The following table summarizes what happens to the record and the schema for different RecordPaths

Field To Remove Is the schema modified? What happens to the record?
/people[0]/addresses[1]/zip No The zip field of the first person's second address is set to null.
/people[*]/addresses[1]/zip No The zip field of all people's second address is set to null.
/people[0]/addresses[*]/zip No The zip field of the first person's every address is set to null.
/people[*]/addresses[*]/zip Yes The zip field every person's every address is removed (from the schema AND the data).

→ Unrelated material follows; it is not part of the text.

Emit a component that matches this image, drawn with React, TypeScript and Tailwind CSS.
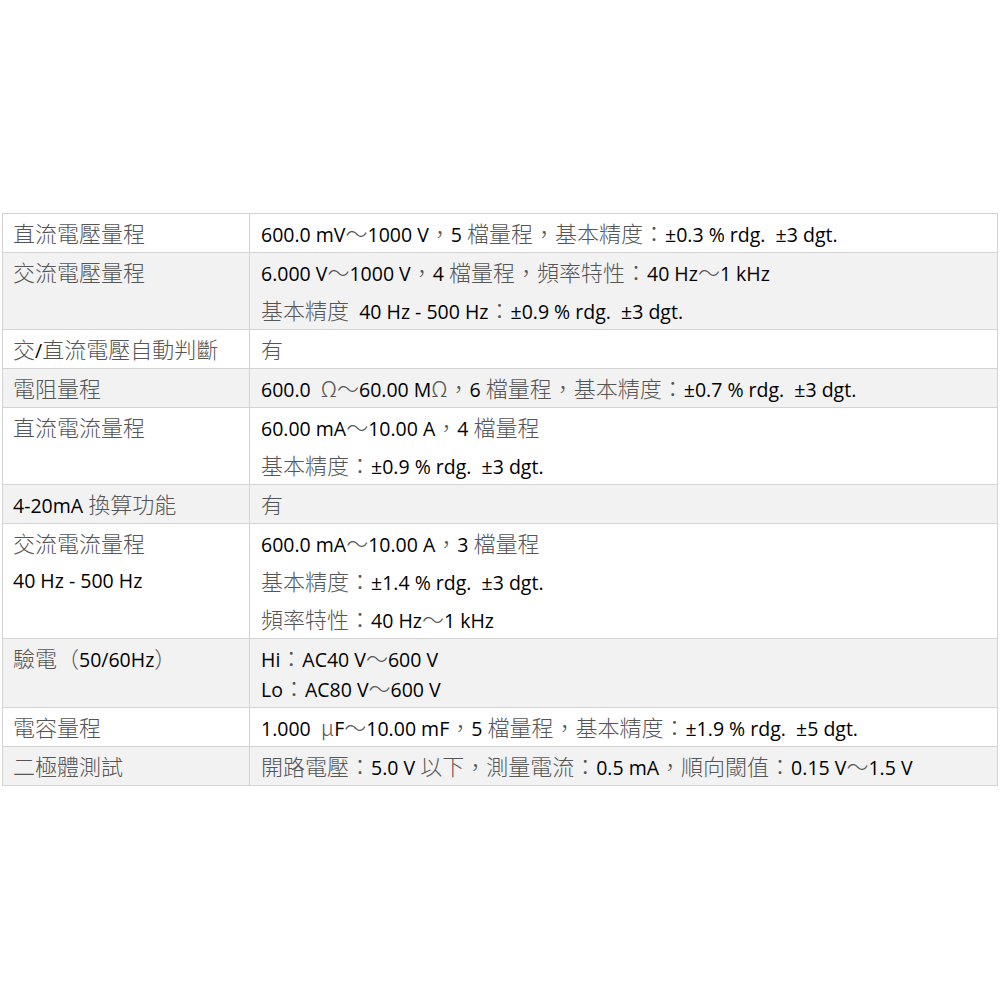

The rules and examples shown for arrays apply for maps as well.

Example 4:

Choice datatype

Let's suppose we have an input schema that contains a field of type CHOICE.

Input data:

{
    "id": 12,
    "name": "John Doe"
}

Input schema:

{
    "type": "record",
    "name": "nameRecord",
    "namespace": "org.apache.nifi",
    "fields": [
        {
            "name": "id",
            "type": "int"
        },
        {
            "name": "name",
            "type": [
                "string",
                {
                    "type": "record",
                    "name": "nameType",
                    "fields": [
                        {
                            "name": "firstName",
                            "type": "string"
                        },
                        {
                            "name": "lastName",
                            "type": "string"
                        }
                    ]
                }
            ]
        }
    ]
}

In this example, the schema specifies the name field as CHOICE, but in the data it is a simple string. If we remove "/name/firstName" then there is no modifications to the data, but the schema is modified, the firstName field gets removed from the schema only.